Xxuthus sits beside Air Force Staff Sgt. Paul Bryant, a working dog handler with the 75th Security Force Squadron at Hill Air Force Base, Utah, March 4, 2020. Dog handler is one of 37 jobs for which the Air Force is offering retention bonuses this year. (Cynthia Griggs/U.S. Air Force)

The Air Force announced Thursday it was slashing in half the number of specialties eligible in the Selective Retention Bonus program for fiscal year 2021 because of record-high retention levels.

Thirty-seven specialties are eligible for bonuses in the fiscal year that began Oct. 1, compared to the 72 that qualified in the previous year. The Air Force offered bonuses in 115 specialties for fiscal year 2019.

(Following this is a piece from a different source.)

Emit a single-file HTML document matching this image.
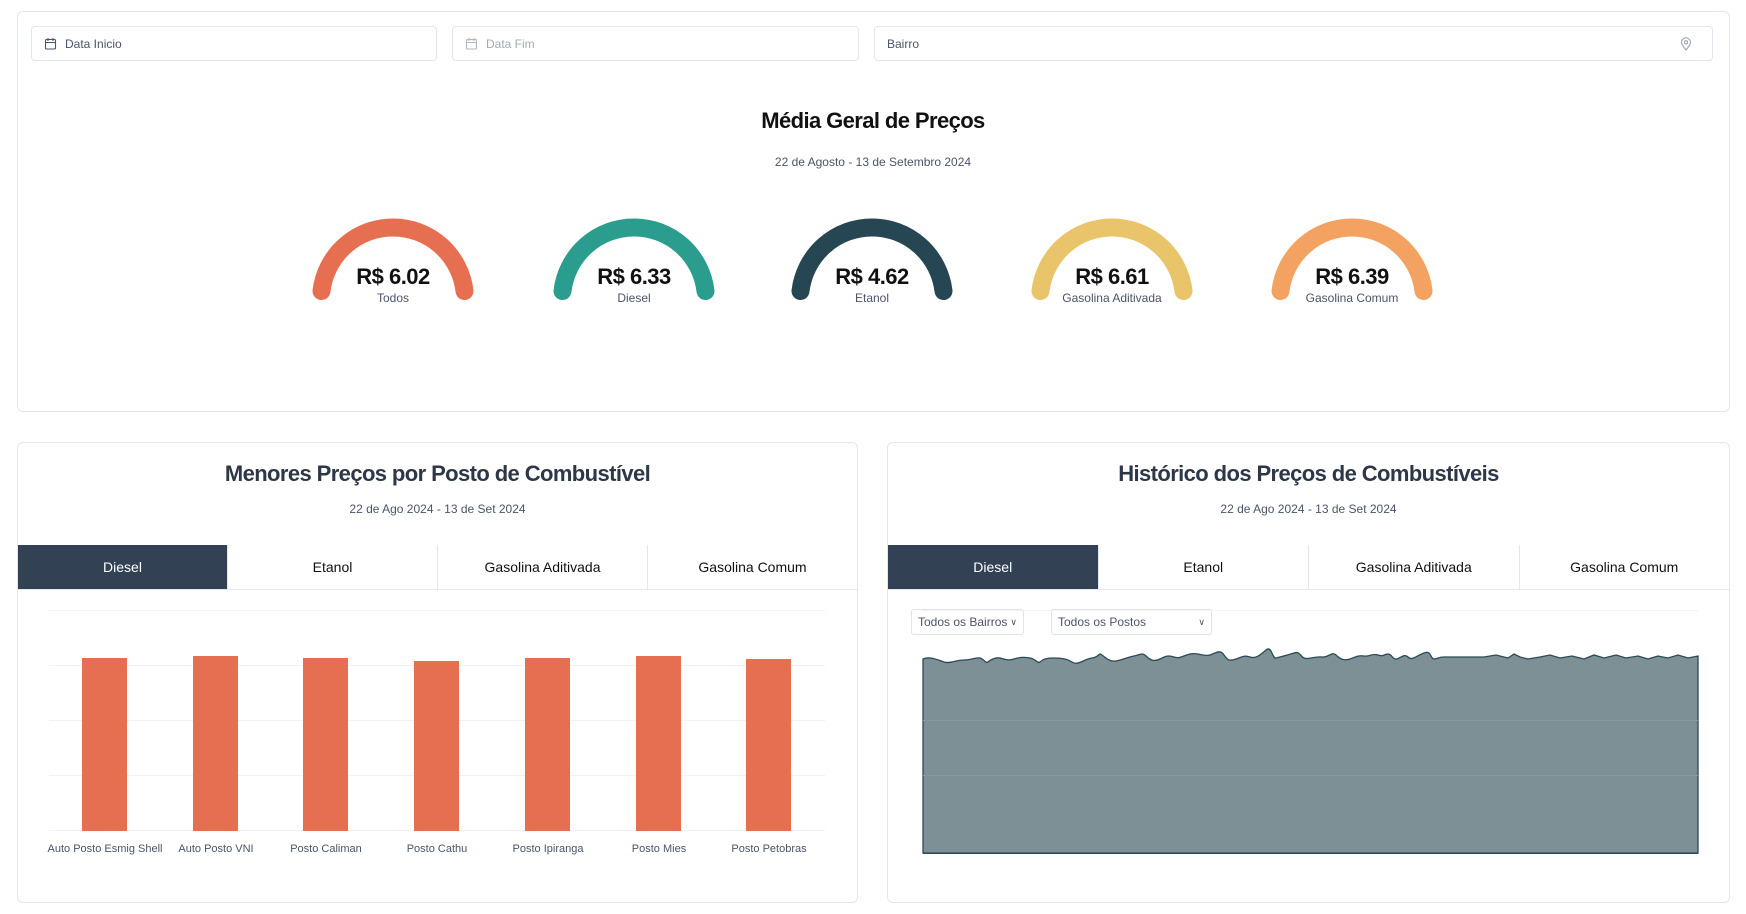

The bonuses are intended to improve retention of experienced airmen and space professionals in “stressed career fields” or in those that have high training costs, the Air Force said in a news release.

“Overall retention levels are at record highs and manning within many of our career fields is healthy,” said Lt. Gen. Brian Kelly, Air Force deputy chief of staff for manpower, personnel and services, in the news release. “This reduces our requirement and opportunity to utilize retention bonuses to the same extent.”

The Air Force expects to pay out more than $55 million in bonuses this year, a drop from the $150 million spent the previous year.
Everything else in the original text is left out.